«
Les années s’étaient écoulées depuis
que Margarida, la fille cadette de la famille Font,
s’était mariée en secret à la
cathédrale de Majorque et qu’elle était partie vers
la France. Peu à peu, les membres de la famille étaient
morts : d’abord son frère Antoni, pendant la guerre civile
sur le front de Manacor, ensuite sa mère, dona Maria-Sebastiana
Berga, plus tard don Joan-Miquel, son père. Il
n’était resté que Rosa dans la grande bâtisse
du quartier de Sa Portella, toute seule. Au fil des années, les
domestiques étaient mortes elles aussi, toutes ridées
derrière les fourneaux. On n’eut plus jamais de nouvelles
de Jaume Ripoll ni de Margarida. Les mauvaises langues
racontèrent des histoires cruelles, et leur attribuèrent
des perversions douteuses et des infamies. On raconta que Margarida
dansait nue dans les cabarets de Montmartre pour les officiers de
l’armée d’occupation.
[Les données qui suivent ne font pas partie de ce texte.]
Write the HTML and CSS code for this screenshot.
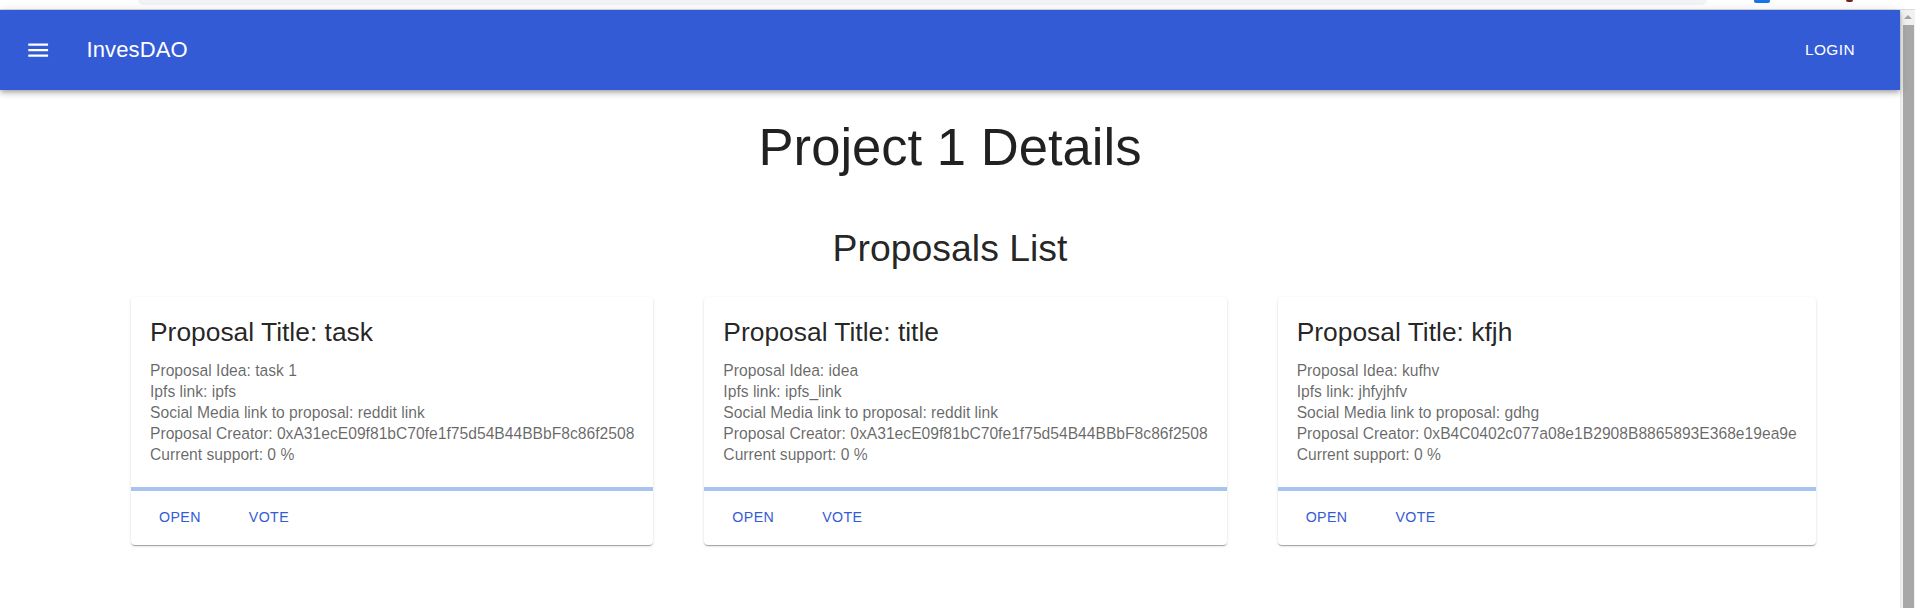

Mais ces histoires
n’étaient probablement pas vraies et n’ont
existé que dans l’imagination des gens et dans la fiction
que Rosa, vaguement maléfique, construisait tous les
après-midi derrière le balcon qui donnait sur la rue.
»
Article :
« Lasse du joug imposé par un milieu social sclérosé, “lasse de sentir que, tous les matins, on lui coupait les ailes”,
une jeune majorquine de bonne famille s'éprend du fils de
l'épicier installé dans les dépendances d'un
palais voisin. Après s'être mariés en secret
à la cathédrale de Palma, les amants quittent l'île
pour la France ; quelques années plus tard commence la seconde
guerre mondiale. Dans la tourmente, les parcours de Margarida et de
Jaume s'infléchissent et divergent jusqu'à la rupture. La
paix revenue, ce sont deux existences brisées qui, de retour sur
l'île, se croisent fugacement ; mais l'espoir même est
irrémédiablement corrompu.
Dans le mouvement alterné qui conduit de
l'île au continent puis du continent à l'île,
Gabriel Janer Manila questionne et confronte sans complaisance le
rêve du paradis insulaire, associé à l'enfance, et
le cauchemar de l'enfermement — à l'enceinte maritime se
superposent les replis labyrinthiques d'une ville régie par des
codes sociaux d'un autre âge, où dans chaque palais “rugissaient encore quelques vieux minotaures”, où le scandale et la folie sanctionnent toute tentative d'évasion.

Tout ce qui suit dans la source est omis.